There’s also the story of Black high school student Charles Barnes, who gets caught up in the hostilities. The film avoids putting a face on the white students or their parents (outside Lunsford). It’s too busy implying the racist white people aren’t the white school parents. They’re the barely employed white trash who have time to drop everything and make racist picket signs to threaten children.

The third act problems save the film from an unsuccessful scene where Maxwell appeals to the good whites because Corman and Beaumont know it’d play hollow. The resolution they do find, however, plays contrived. Even if there’s a lot of good acting in it.

Obviously, completing the performances is tricky because they’re primarily mundane villains. Terrifying ordinary white guy racists. Maybe they’ve got bad teeth, but nobody in the movie, save Shatner probably, has good teeth.

Gordon’s good, Cooper’s good, Maxwell and Lunsford are good. Lunsford gets a weak part, however. Though she does at least get to have a showdown with her mom’s racist dad, Walter Kurtz, who berates son-in-law Maxwell for not being racist enough.

It’s all distressingly realistic.

Shatner’s performance is exceptional. He’s got maybe one iffy scene—a rally—but only because you can’t believe anyone would fall for such loud stupidity. Or at least you didn’t used to be able to believe it. Reality hasn’t let The Intruder age. It just kept making it more and more true to life.

Corman’s direction’s good. He and cinematographer Taylor Byars do a lot with focus and contrast. There are some weird things—lack of high school establishing shots, for example—but they always seem like they’re probably budget-related.

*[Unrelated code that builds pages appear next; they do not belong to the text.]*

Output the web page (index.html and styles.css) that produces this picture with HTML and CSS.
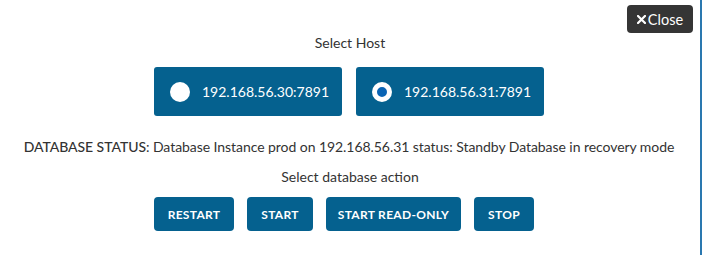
FILE: index.html
```html
<!DOCTYPE html>
<html>
<head>
<meta charset="utf-8">
<link rel="stylesheet" href="styles.css">
</head>
<body>
<div class="frame">
  <div class="dialog">
    <div class="topbar">
      <button class="close"><svg class="x" width="9" height="9" viewBox="0 0 9 9"><path d="M1 1 L8 8 M8 1 L1 8" stroke="#fff" stroke-width="2.2" stroke-linecap="square"/></svg>Close</button>
    </div>
    <div class="label host-label">Select Host</div>
    <div class="hosts">
      <label class="host"><span class="radio"></span><span>192.168.56.30:7891</span></label>
      <label class="host"><span class="radio checked"></span><span>192.168.56.31:7891</span></label>
    </div>
    <div class="status"><span class="status-key">DATABASE STATUS</span>: Database Instance prod on 192.168.56.31 status: Standby Database in recovery mode</div>
    <div class="label action-label">Select database action</div>
    <div class="actions">
      <button class="action w-restart">RESTART</button>
      <button class="action w-start">START</button>
      <button class="action w-ro">START READ-ONLY</button>
      <button class="action w-stop">STOP</button>
    </div>
  </div>
  <div class="edge"></div>
</div>
</body>
</html>
```
FILE: styles.css
```css
html, body {
  margin: 0;
  padding: 0;
  background: #fff;
}
body {
  font-family: Lato, "Open Sans", sans-serif;
  color: #333;
  width: 704px;
  height: 255px;
  overflow: hidden;
}
.frame {
  display: flex;
  height: 255px;
}
.dialog {
  width: 700px;
  display: flex;
  flex-direction: column;
  align-items: center;
}
.edge {
  width: 2px;
  background: #2a78b0;
  border-right: 2px solid #fff;
}
.topbar {
  align-self: stretch;
  display: flex;
  justify-content: flex-end;
  padding: 5px 7px 0 0;
  height: 28px;
}
.close {
  background: #353535;
  color: #fff;
  border: none;
  border-radius: 4px;
  font-family: Lato, sans-serif;
  font-size: 14.5px;
  height: 28px;
  width: 66px;
  padding: 0;
  display: flex;
  align-items: center;
  justify-content: center;
  gap: 2px;
}
.close .x {
  display: block;
}
.label {
  font-size: 14px;
  line-height: 18px;
}
.host-label {
  margin-top: 1px;
}
.hosts {
  display: flex;
  gap: 14px;
  margin-top: 15px;
  margin-right: 2px;
}
.host {
  width: 188px;
  height: 49px;
  box-sizing: border-box;
  background: #05618f;
  border-radius: 3px;
  color: #fff;
  font-size: 14px;
  display: flex;
  align-items: center;
  padding-left: 16px;
  gap: 12px;
}
.radio {
  width: 20px;
  height: 20px;
  border-radius: 50%;
  background: #fff;
  box-sizing: border-box;
}
.radio.checked {
  border: 5px solid #fff;
  background: #0a64b4;
}
.status {
  margin-top: 22px;
  font-size: 14px;
  line-height: 18px;
  letter-spacing: -0.06px;
  margin-right: 2px;
}
.status-key {
  font-weight: 500;
}
.action-label {
  margin-top: 12px;
}
.actions {
  display: flex;
  gap: 13px;
  margin-top: 11px;
  margin-right: 12px;
}
.action {
  background: #05618f;
  color: #fff;
  border: none;
  border-radius: 4px;
  height: 34px;
  font-family: Lato, sans-serif;
  font-weight: bold;
  font-size: 12px;
  letter-spacing: 0.3px;
  padding: 0;
}
.w-restart { width: 80px; }
.w-start { width: 66px; }
.w-ro { width: 135px; }
.w-stop { width: 60px; }
```
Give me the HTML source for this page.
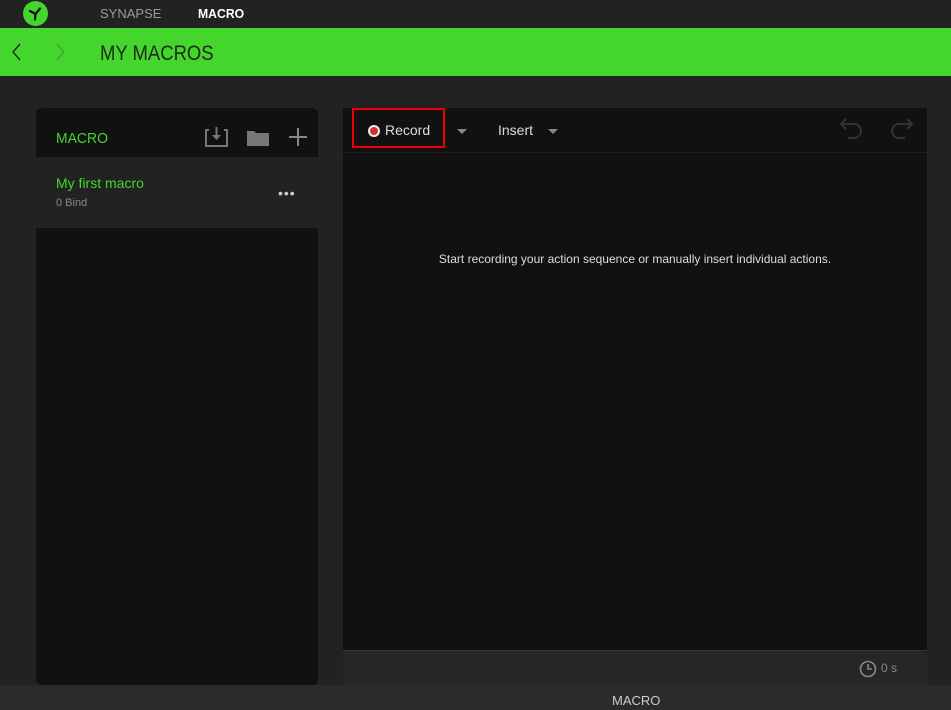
<!DOCTYPE html><html><head><style>
*{margin:0;padding:0;box-sizing:border-box}
body{width:951px;height:710px;background:#222;font-family:"Liberation Sans",sans-serif;position:relative;overflow:hidden}
.a{position:absolute}
</style></head><body>
<div class="a" style="left:0;top:0;width:951px;height:28px;background:#222"></div>
<div class="a" style="left:23px;top:1px;width:25px;height:25px;border-radius:50%;background:#44d62c"></div>
<svg class="a" style="left:23px;top:1px" width="25" height="25" viewBox="0 0 25 25"><path d="M12.5 13 L12 18.5 M12.5 13 L7 10 M12.5 13 L17 7.5" stroke="#111" stroke-width="2.2" fill="none" stroke-linecap="round"/></svg>
<div class="a" style="left:100px;top:6px;font-size:13px;color:#9a9a9a">SYNAPSE</div>
<div class="a" style="left:198px;top:6px;font-size:13px;color:#fff;font-weight:bold;transform:scaleX(0.94);transform-origin:left">MACRO</div>
<div class="a" style="left:0;top:28px;width:951px;height:48px;background:#44d62c"></div>
<svg class="a" style="left:8px;top:42px" width="60" height="20"><path d="M12 2 L5 10 L12 18" stroke="#1f2a1c" stroke-width="1.4" fill="none"/><path d="M49 2 L56 10 L49 18" stroke="#3aa82a" stroke-width="1.4" fill="none"/></svg>
<div class="a" style="left:100px;top:42px;font-size:21px;color:#1c2a1a;transform:scaleX(0.88);transform-origin:left">MY MACROS</div>
<div class="a" style="left:36px;top:108px;width:282px;height:577px;background:#111;border-radius:6px"></div>
<div class="a" style="left:36px;top:157px;width:282px;height:71px;background:#222"></div>
<div class="a" style="left:56px;top:130px;font-size:15px;color:#44d62c;transform:scaleX(0.93);transform-origin:left">MACRO</div>
<svg class="a" style="left:205px;top:125px" width="105" height="25"><path d="M4 5 H1 V21 H22 V5 H19" stroke="#777" stroke-width="2" fill="none"/><path d="M11.5 2 V12" stroke="#777" stroke-width="2"/><path d="M7 10 L11.5 15 L16 10Z" fill="#777"/><path d="M42 6 H49 L51 8 H64 V21 H42Z" fill="#777"/><path d="M93 3 V21 M84 12 H102" stroke="#888" stroke-width="2"/></svg>
<div class="a" style="left:56px;top:175px;font-size:14px;color:#44d62c">My first macro</div>
<div class="a" style="left:56px;top:197px;font-size:11px;color:#888">0 Bind</div>
<div class="a" style="left:278px;top:185px;font-size:14px;color:#ccc;letter-spacing:1px">•••</div>
<div class="a" style="left:343px;top:108px;width:584px;height:542px;background:#111"></div>
<div class="a" style="left:343px;top:152px;width:584px;height:1px;background:#1e1e1e"></div>
<div class="a" style="left:343px;top:650px;width:584px;height:35px;background:#262626;border-top:1px solid #333"></div>
<div class="a" style="left:352px;top:108px;width:93px;height:40px;border:2px solid #e00"></div>
<div class="a" style="left:368px;top:125px;width:12px;height:12px;border-radius:50%;background:#d1313c;border:2px solid #eee"></div>
<div class="a" style="left:385px;top:122px;font-size:14px;color:#ddd">Record</div>
<div class="a" style="left:457px;top:129px;border-left:5px solid transparent;border-right:5px solid transparent;border-top:5px solid #888"></div>
<div class="a" style="left:498px;top:122px;font-size:14px;color:#ddd">Insert</div>
<div class="a" style="left:548px;top:129px;border-left:5px solid transparent;border-right:5px solid transparent;border-top:5px solid #888"></div>
<svg class="a" style="left:838px;top:117px" width="80" height="26"><path d="M8 2 L3 7 L8 12 M3 7 H16 A6 6 0 0 1 16 21 H10" stroke="#333" stroke-width="2" fill="none"/><path d="M69 2 L74 7 L69 12 M74 7 H61 A6 6 0 0 0 61 21 H67" stroke="#333" stroke-width="2" fill="none"/></svg>
<div class="a" style="left:343px;top:252px;width:584px;text-align:center;font-size:12px;color:#ddd">Start recording your action sequence or manually insert individual actions.</div>
<svg class="a" style="left:858px;top:659px" width="20" height="20"><circle cx="10" cy="10" r="7.5" stroke="#888" stroke-width="1.6" fill="none"/><path d="M10 5 V10 H14" stroke="#888" stroke-width="1.6" fill="none"/></svg>
<div class="a" style="left:881px;top:661px;font-size:12px;color:#888">0 s</div>
<div class="a" style="left:0;top:685px;width:951px;height:25px;background:#2b2b2b"></div>
<div class="a" style="left:612px;top:693px;font-size:13px;color:#ccc">MACRO</div>
</body></html>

Good music from Herman Stein.

The Intruder’s pretty good—with that incredible Shatner performance—but it’s got a lot of problems, so it’s almost better it’s not indispensable overall.


Campbell Playhouse (1952) s02e02 – Something for an Empty Briefcase

For a while, it seems like Something for an Empty Briefcase is going to have some grit. It’s set in a rough New York neighborhood, albeit constructed out of cardboard (Briefcase is a “TV play”). Lead James Dean is a recently released ex-con who’s looking for one big score to get him into a new life. So it’s strange when it turns out that big score is mugging Ohioan immigrant Susan Douglas Rubes. She’s willing to risk her well-being to pursue her ballet dreams. Dean’s just looking for a score. And a Briefcase. He really wants a briefcase.

It later turns out Dean’s a great pool hustler so there’s no reason he’d have to mug Rubes or anyone else. But S. Lee Pogostin’s teleplay is pretty weak. Dean’s got some great scenes in the first half and Rubes seems like she’s going to have some good material, but it all goes in the second half.

Instead of being about Dean and Rubes, it’s about Dean and local crime lord Robert Middleton. Dean wants out. Middleton won’t let him out. And previously mildly annoying didactic themes increase until they’re drowning out everything else. Dean’s performance suffers, though nowhere near as bad as Rubes’s.

Dean’s supposed to be a numbskull punk, Rubes is the one smart enough to make her dreams happen. But she gives him a dictionary (for his Briefcase) and it changes his life. Well, not as much as the next book he gets. No spoilers but it’s real obvious.

The writing for Dean and Rubes is uneven the first half, but not bad. Both actors do well with it, though Dean gets a little erratic at times. Director Medford follows Dean through his performance, not really directing him. Well, hopefully he’s not directing him because the histronics are way too loud. Also because Pogostin’s writing isn’t there.

Something for an Empty Briefcase is almost half good, which isn’t bad all things considered.

The Twilight Zone (1959) s01e23 – A World of Difference

It’s another man in a weird world “Twilight Zone” from Richard Matheson. This time, Howard Duff is a regular American middle class guy who all of a sudden wakes up in a world where he’s an actor playing that regular guy.

There’s a lot of great panic from Duff–he’s startlingly effective. Matheson and director Post keep finding ways to make it even worse for Duff. Post’s direction Eileen Ryan’s scenes (as Duff’s alternate universe wife) is outstanding.

Matheson’s script leaves a lot unsaid, including any explanation for Duff’s character losing it, but the episode’s best moments are the ones when Duff visually responds without a dialogue. The madness plays across his face.

After Ryan departs, David White takes over as a somewhat supportive ear (another Matheson “Twilight Zone” norm), but he’s nowhere near as compelling. When Ryan starts doubting reality, she’s wondrous.

Besides a rush finish, Difference is excellent.